3 Dos and Don’ts Most Traders Learn the Hard Way from Market Wizard Mark Minervini
The following article is an excerpt from Trade Like a Stock Market Wizard: How to Achieve Super Performance in Stocks in Any Market by Mark Minervini with permission from McGraw Hill Publishing.
How to Handle a Losing Streak
A losing streak usually means it’s time for an assessment. If you find yourself getting stopped out of your positions over and over, there can only be two things wrong:
1. Your stock selection criteria are flawed.
2. The general market environment is hostile.
Broad losses across your portfolio after a winning record could signal an approaching correction in a bull market or the advent of a bear market. Leading stocks often break down before the general market declines. If you’re using sound criteria with regard to fundamentals and timing, your stock picks should work for you, but if the market is entering a correction or a bear market, even good selection criteria can show poor results. It’s not time to buy; it’s time to sell or even possibly go short. Keep yourself in tune with your portfolio, and when you start experiencing abnormal behavior, watch out. Jesse Livermore said, “I’m never afraid of normal behavior but abnormal behavior.”
If you’re experiencing a heavy number of losses in a strong market, maybe your timing is off. Perhaps your stock-selection criteria are missing a key factor. If you experience an abnormal losing streak, first scale down your exposure. Don’t try to trade larger to recoup your losses fast; that can lead to much bigger losses. Instead, cut down your position sizes; for example, if you normally trade 5,000-share lots, trade 2,000 shares. If you continue to have trouble, cut back again, maybe to 1,000 shares. If it continues, cut back again. When your trading plan is working well, do the opposite and pyramid back up.
Following this strategy will help keep you from trading yourself into the ground when things turn sour, which they definitely will at some point. When you take a large loss or get hit repeatedly, there’s a tendency to get angry and try to get it back quickly by trading larger. This is a major mistake many traders make and is the complete opposite of what should be done. Don’t do it; trade smaller, not bigger. If you keep trading the same size over and over, even making small mistakes can lead to a death by a thousand cuts. Instead, scale back your trading size and raise the cash position in your portfolio.
A Practice That Will Guarantee Disaster
It would be bad enough to sit and watch your wealth disappear and do nothing to protect yourself by not using a stop loss, but it is even worse to put more money into a losing investment. Throwing good money after bad is one of the quickest ways to the poorhouse. This is called averaging down.
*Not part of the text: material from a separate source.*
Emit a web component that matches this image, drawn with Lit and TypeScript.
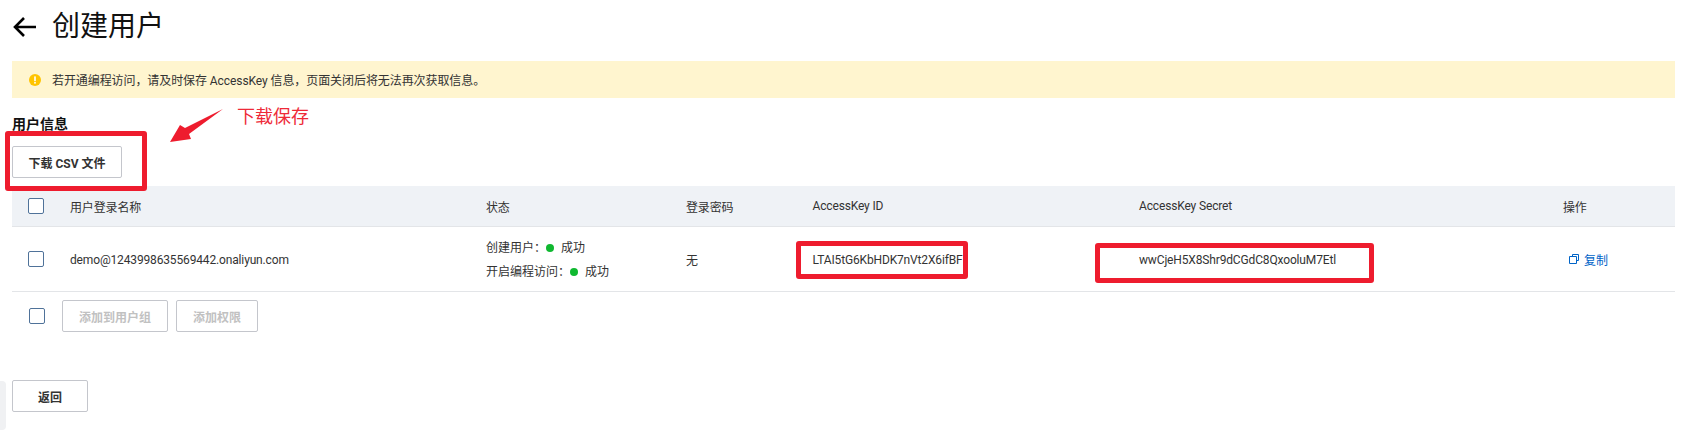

Brokers often talk their clients into buying more shares of a stock that shows a loss in an effort to sell more stock or rationalize the poor recommendations they made in the first place. They tell the client that it will lower their cost basis. If you liked it at $50, you’re going to love it at $40, right? Double up at $40 and your average price is now $45. Wow, what a deal! You now own twice the amount of stock, and you’ve doubled your risk. Your loss is still the same; you didn’t gain anything except maybe a double-size loss if the stock keeps sliding. How about buying at $30, then $20, and then $10? How ridiculous! There is no shame in losing money on a stock trade, but to hold on to a loss and let it get bigger and bigger or, even worse, to buy more is amateurish and self-destructive.